The books I’m sent are not hand picked by a person, but ordered by a machine with only mathematical equations to quantify my store’s possible need. These books are then only given a six week shelf life to sell before the publishing house and the store begin to talk cost reductions, remainders, and returns. Often I find that I can be selling a book, and selling it well, but it will come up as a return. Why? Because the rest of the company does not show the same results, or at least, not results on a high enough level to rate more shelf time.

So what, you say, just keep the book for your store. A wonderful idea in theory (and one I practice to a great degree), but if an auditor comes through, scans that book, and it comes up as a “Missed Return,” I automatically lose audit points, no matter how I argue. That’s corporate mentality.

Don’t think outside the box.

Don’t point out any possible problems.

You’re just not seeing the big picture.

The top of the company is so far removed from the everyday activity in the store that they don’t understand—cannot understand—what we’re complaining about. They see a bunch of individuals that aren’t thinking into the future, and we see a bunch of people who don’t interact with the constituency. Individuality (by region, district, or store) cannot be factored into the group equations and thought processes, nor can the ideas of the collective be pared down into one universal rule for all; it’s the antithesis of the corporate ideal.

This distance is enacted on a smaller level in most of the big box stores. The people who shelve are often not the people out on the floor offering customer service (the shelvers come in on a 6 am shift, so they can shelve without customers around). The people in charge of events, human resources, and institutional sales, all take turns working on the floor, but (as my boss, who used to work for a big box store, once told me) “they may never, ever touch a book.” Just because they have a name badge doesn’t mean that they have anything to do with the day to day running of the floor.

And yet, they’re still considered a “bookseller.”

I keep waiting for the name to change to something more vague yet PC. I’m thinking “Product introducer,” or “information consultant” (since just because you’ve consulted them doesn’t meant that they have to be right). Given that everyday I get more product that has nothing to do with books (like mints, gum, etc) and less and less title diversity (and god forbid we should buy something from a small press), perhaps they’ll just do away with the word book altogether. Then I’ll just be a “seller” working for a “store.”

Speaking of stores, I must get to mine, so that I can see what books they forgot to send me this week.
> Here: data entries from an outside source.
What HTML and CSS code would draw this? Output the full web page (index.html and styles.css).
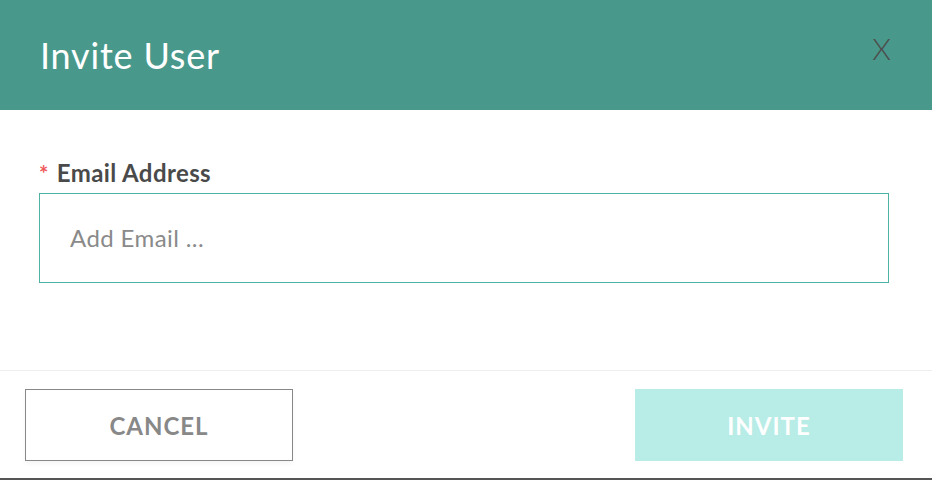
FILE: index.html
```html
<!DOCTYPE html>
<html lang="en">
<head>
  <meta charset="UTF-8" />
  <title>Invite User</title>
  <link rel="stylesheet" href="styles.css">
</head>
<body>
  <div class="modal">
    <div class="modal-header">
      <h2>Invite User</h2>
      <span class="close">X</span>
    </div>

    <div class="modal-body">
      <label for="email"><span class="req">*</span>Email Address</label>
      <input type="text" id="email" placeholder="Add Email ...">
    </div>

    <div class="modal-footer">
      <button class="btn btn-cancel">Cancel</button>
      <button class="btn btn-invite" disabled>Invite</button>
    </div>
  </div>
</body>
</html>
```

FILE: styles.css
```css
body { font-family: Lato, 'Open Sans', sans-serif; margin: 0; background: #fff; }
.modal { width: 932px; height: 478px; border-bottom: 2px solid #555; box-sizing: content-box; display: flex; flex-direction: column; }
.modal-header {
  height: 110px; background: #48998b; padding: 0 41px 0 40px; display: flex;
  justify-content: space-between; align-items: center; box-sizing: border-box;
}
.modal-header h2 { margin: 0 0 1px; color: #fff; font-weight: 400; font-size: 36px; letter-spacing: 0.8px; }
.close { color: #4d4d4d; font-size: 30px; font-weight: 300; margin-top: -15px; cursor: pointer; }
.modal-body { height: 260px; padding: 48px 43px 0 39px; box-sizing: border-box; }
.modal-body label { display: block; font-size: 24px; font-weight: bold; color: #4a4a4a; margin-bottom: 6px; letter-spacing: 0.4px; }
.req { color: #ee5a5a; font-size: 22px; margin-right: 8px; }
.modal-body input {
  width: 100%; height: 90px; box-sizing: border-box; border: 1px solid #4db3a5; padding: 0 30px 2px;
  font-family: inherit; font-size: 24px; letter-spacing: 0.4px; color: #444; outline: none;
}
.modal-body input::placeholder { color: #8a8a8a; }
.modal-footer {
  flex: 1; border-top: 1px solid #eee; padding: 18px 29px 0 25px; display: flex;
  justify-content: space-between; align-items: flex-start;
}
.btn {
  width: 268px; height: 72px; font-family: inherit; font-size: 24px; font-weight: bold;
  letter-spacing: 1px; text-transform: uppercase; cursor: pointer;
}
.btn-cancel { background: #fff; border: 1px solid #888; color: #888; box-shadow: 0 3px 4px rgba(0,0,0,0.04); }
.btn-invite { background: #b8ece6; border: none; color: #fff; }
```
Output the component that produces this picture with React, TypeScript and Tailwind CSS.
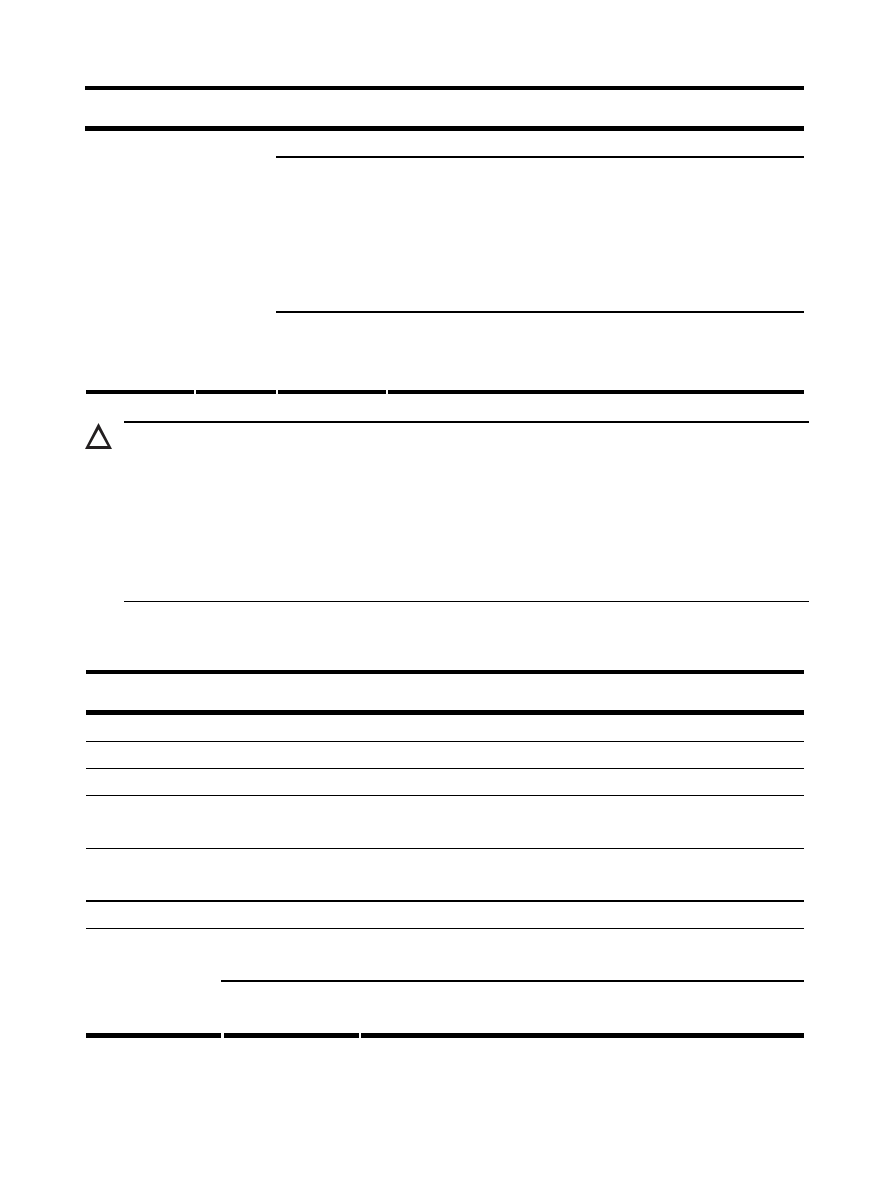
import React from "react";

function Rule({ h, className = "" }: { h: string; className?: string }) {
  return <div className={`bg-black ${h} ${className}`} />;
}

export default function App() {
  return (
    <div className="min-h-[1191px] w-[894px] bg-white pt-[86px] pl-[86px] pr-[90px] font-['Liberation_Sans',sans-serif]">
      <Rule h="h-[4px]" className="-ml-[1px]" />
      <Rule h="h-[5px]" className="mt-[36px] -ml-[1px]" />
      <Rule h="h-[2px]" className="mt-[25px] ml-[190px]" />
      <Rule h="h-[2px]" className="mt-[153px] ml-[190px]" />
      <div className="mt-[77px] flex gap-[2px]">
        <div className="h-[4px] w-[108px] bg-black" />
        <div className="h-[4px] w-[80px] bg-black" />
        <div className="h-[4px] w-[108px] bg-black" />
        <div className="h-[4px] flex-1 bg-black" />
      </div>
      <div className="mt-[27px] -mr-[5px] flex">
        <svg
          width="27"
          height="26"
          viewBox="0 0 27 26"
          className="-ml-[1px] mt-[2px] shrink-0"
        >
          <path
            d="M13.5 0 L27 26 L0 26 Z M13.5 6.5 L22.6 23 L4.4 23 Z"
            fill="#231f20"
            fillRule="evenodd"
          />
        </svg>
        <div className="ml-[12px] flex flex-1 flex-col">
          <div className="h-[2px] bg-black" />
          <div className="mt-[178px] h-[1px] bg-black" />
        </div>
      </div>
      <Rule h="h-[4px]" className="mt-[68px]" />
      <Rule h="h-[5px]" className="mt-[36px]" />
      <Rule h="h-[1px]" className="mt-[26px]" />
      <Rule h="h-[1px]" className="mt-[26px]" />
      <Rule h="h-[1px]" className="mt-[26px]" />
      <Rule h="h-[1px]" className="mt-[52px]" />
      <Rule h="h-[2px]" className="mt-[51px]" />
      <Rule h="h-[1px]" className="mt-[26px]" />
      <Rule h="h-[2px]" className="mt-[51px] ml-[135px]" />
      <div className="mt-[51px] flex">
        <div className="h-[5px] w-[135px] bg-black" />
        <div className="ml-[3px] h-[5px] w-[135px] bg-black" />
        <div className="ml-[2px] h-[5px] flex-1 bg-black" />
      </div>
    </div>
  );
}
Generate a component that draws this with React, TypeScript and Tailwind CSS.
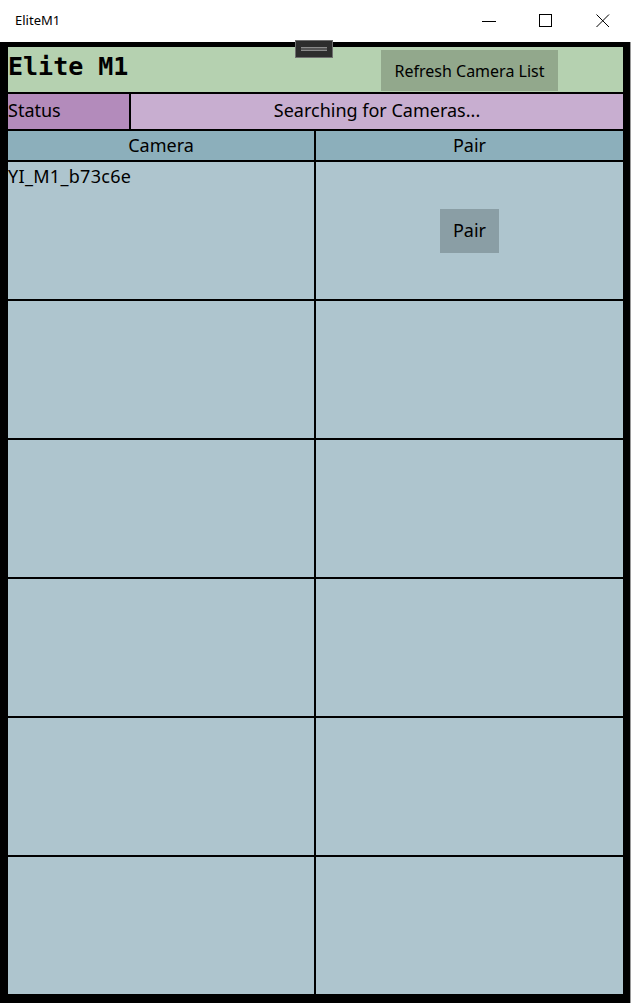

I’m just happy I can still order manually through the computer.

For now.





*and yes, I admit it. I originally titled this "Oh my God, I got feedback from a real live author! (as opposed to those real fake authors, I guess)" but I try to contain most of my geeker...at least to the fine print.

1 comment:

Anonymous said...

Great post.

Of course you realize that real live authors have Ulysses-ish episodes all the time. Fortunately I'm usually home alone in front of the computer and and I can be mortified in private.

If it's any consolation: I vow not to do any more stealth stock signings. And not to hijack, just two quick notes:

--We lived in Ann Arbor when there was just one Border's, and it was a five minute walk from my office at the university. Back in those days, you had to pass a test to get a job as a bookseller at Border's. I expect they also paid their people better in those days.

--A good bookseller is a blessing, like a good librarian or a good teacher. I know a lot of really great booksellers, and I'm thankful to everyone of them. I get the sense that you belong smack dab in the middle of that group.